■ Data block ■
>> start

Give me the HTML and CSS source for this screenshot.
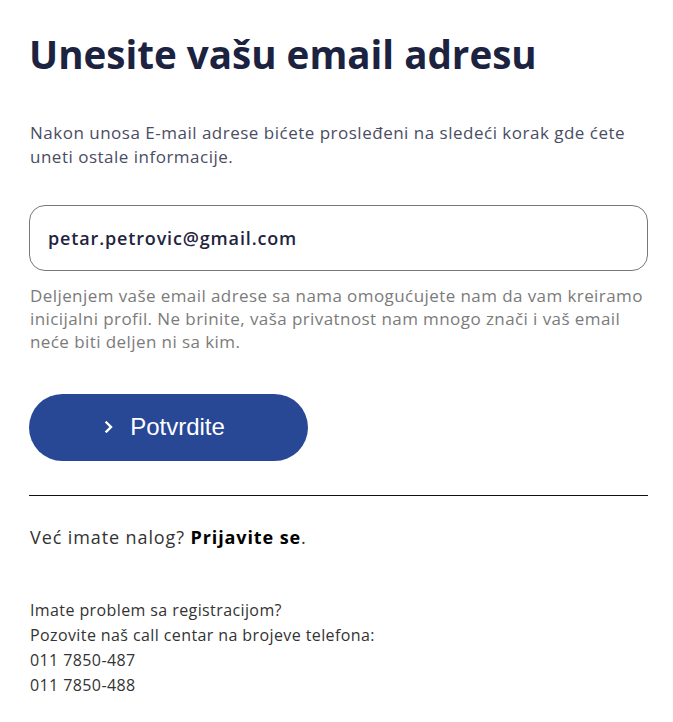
FILE: index.html
```html
<!DOCTYPE html>
<html lang="sr">
<head>
<meta charset="utf-8">
<title>Registracija</title>
<link rel="stylesheet" href="styles.css">
</head>
<body>
<main class="page">
  <h1 class="title">Unesite vašu email adresu</h1>
  <p class="intro">Nakon unosa E-mail adrese bićete prosleđeni na sledeći korak gde ćete uneti ostale informacije.</p>
  <div class="field">
    <input class="email" type="email" value="petar.petrovic@gmail.com">
  </div>
  <p class="hint">Deljenjem vaše email adrese sa nama omogućujete nam da vam kreiramo inicijalni profil. Ne brinite, vaša privatnost nam mnogo znači i vaš email neće biti deljen ni sa kim.</p>
  <button class="submit" type="button">
    <svg class="chev" width="10" height="12" viewBox="0 0 10 12"><path d="M2.5 1.5 L7 6 L2.5 10.5" fill="none" stroke="#fff" stroke-width="2.4" stroke-linecap="square"/></svg>
    <span>Potvrdite</span>
  </button>
  <hr class="divider">
  <p class="login">Već imate nalog? <a class="login-link" href="#">Prijavite se</a>.</p>
  <div class="help">
    <p>Imate problem sa registracijom?</p>
    <p>Pozovite naš call centar na brojeve telefona:</p>
    <p>011 7850-487</p>
    <p>011 7850-488</p>
  </div>
</main>
</body>
</html>
```
FILE: styles.css
```css
html, body {
  margin: 0;
  padding: 0;
  background: #fff;
}
body {
  font-family: "Open Sans", "Noto Sans", sans-serif;
}
.page {
  width: 619px;
  padding: 24px 0 0 29px;
  display: flex;
  flex-direction: column;
}
.title {
  margin: 0;
  font-size: 38.6px;
  line-height: 60px;
  font-weight: 700;
  color: #1c2340;
}
.intro {
  margin: 37px 0 0 1px;
  font-size: 17px;
  line-height: 24px;
  font-weight: 400;
  letter-spacing: 0.5px;
  color: #4a4d63;
}
.field {
  margin-top: 36px;
}
.email {
  box-sizing: border-box;
  display: block;
  width: 619px;
  height: 66px;
  border: 1px solid #777;
  border-radius: 16px;
  padding: 0 18px;
  font-family: inherit;
  font-size: 18px;
  font-weight: 600;
  letter-spacing: 0.85px;
  color: #1f2440;
  outline: none;
  background: #fff;
}
.hint {
  margin: 13px 0 0 1px;
  font-size: 17px;
  line-height: 23px;
  letter-spacing: 0.42px;
  color: #7b7b7b;
}
.submit {
  margin-top: 41px;
  width: 279px;
  height: 67px;
  border: none;
  border-radius: 34px;
  background: #284896;
  color: #fff;
  display: flex;
  align-items: center;
  justify-content: center;
  gap: 16px;
  font-family: "Liberation Sans", Arial, sans-serif;
  font-size: 24px;
  padding: 0 0 2px 0;
}
.chev {
  display: block;
  margin-left: -8px;
}
.divider {
  margin: 34px 0 0 0;
  width: 619px;
  border: none;
  border-top: 1px solid #111;
  height: 0;
}
.login {
  margin: 28px 0 0 1px;
  font-size: 18px;
  line-height: 26px;
  letter-spacing: 0.9px;
  color: #333;
}
.login-link {
  color: #000;
  font-weight: 700;
  text-decoration: none;
}
.help {
  margin-top: 48px;
  font-size: 16px;
  line-height: 25px;
  letter-spacing: 0.4px;
  color: #333;
}
.help p {
  margin: 0 0 0 1px;
}
```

>> end

■ Task ■
Please transcribe the material above exactly as written. Leave the pictures out.

■ Output of the exercise ■
Give me the HTML and CSS source for this screenshot.
FILE: index.html
```html
<!DOCTYPE html>
<html lang="sr">
<head>
<meta charset="utf-8">
<title>Registracija</title>
<link rel="stylesheet" href="styles.css">
</head>
<body>
<main class="page">
  <h1 class="title">Unesite vašu email adresu</h1>
  <p class="intro">Nakon unosa E-mail adrese bićete prosleđeni na sledeći korak gde ćete uneti ostale informacije.</p>
  <div class="field">
    <input class="email" type="email" value="petar.petrovic@gmail.com">
  </div>
  <p class="hint">Deljenjem vaše email adrese sa nama omogućujete nam da vam kreiramo inicijalni profil. Ne brinite, vaša privatnost nam mnogo znači i vaš email neće biti deljen ni sa kim.</p>
  <button class="submit" type="button">
    <svg class="chev" width="10" height="12" viewBox="0 0 10 12"><path d="M2.5 1.5 L7 6 L2.5 10.5" fill="none" stroke="#fff" stroke-width="2.4" stroke-linecap="square"/></svg>
    <span>Potvrdite</span>
  </button>
  <hr class="divider">
  <p class="login">Već imate nalog? <a class="login-link" href="#">Prijavite se</a>.</p>
  <div class="help">
    <p>Imate problem sa registracijom?</p>
    <p>Pozovite naš call centar na brojeve telefona:</p>
    <p>011 7850-487</p>
    <p>011 7850-488</p>
  </div>
</main>
</body>
</html>
```
FILE: styles.css
```css
html, body {
  margin: 0;
  padding: 0;
  background: #fff;
}
body {
  font-family: "Open Sans", "Noto Sans", sans-serif;
}
.page {
  width: 619px;
  padding: 24px 0 0 29px;
  display: flex;
  flex-direction: column;
}
.title {
  margin: 0;
  font-size: 38.6px;
  line-height: 60px;
  font-weight: 700;
  color: #1c2340;
}
.intro {
  margin: 37px 0 0 1px;
  font-size: 17px;
  line-height: 24px;
  font-weight: 400;
  letter-spacing: 0.5px;
  color: #4a4d63;
}
.field {
  margin-top: 36px;
}
.email {
  box-sizing: border-box;
  display: block;
  width: 619px;
  height: 66px;
  border: 1px solid #777;
  border-radius: 16px;
  padding: 0 18px;
  font-family: inherit;
  font-size: 18px;
  font-weight: 600;
  letter-spacing: 0.85px;
  color: #1f2440;
  outline: none;
  background: #fff;
}
.hint {
  margin: 13px 0 0 1px;
  font-size: 17px;
  line-height: 23px;
  letter-spacing: 0.42px;
  color: #7b7b7b;
}
.submit {
  margin-top: 41px;
  width: 279px;
  height: 67px;
  border: none;
  border-radius: 34px;
  background: #284896;
  color: #fff;
  display: flex;
  align-items: center;
  justify-content: center;
  gap: 16px;
  font-family: "Liberation Sans", Arial, sans-serif;
  font-size: 24px;
  padding: 0 0 2px 0;
}
.chev {
  display: block;
  margin-left: -8px;
}
.divider {
  margin: 34px 0 0 0;
  width: 619px;
  border: none;
  border-top: 1px solid #111;
  height: 0;
}
.login {
  margin: 28px 0 0 1px;
  font-size: 18px;
  line-height: 26px;
  letter-spacing: 0.9px;
  color: #333;
}
.login-link {
  color: #000;
  font-weight: 700;
  text-decoration: none;
}
.help {
  margin-top: 48px;
  font-size: 16px;
  line-height: 25px;
  letter-spacing: 0.4px;
  color: #333;
}
.help p {
  margin: 0 0 0 1px;
}
```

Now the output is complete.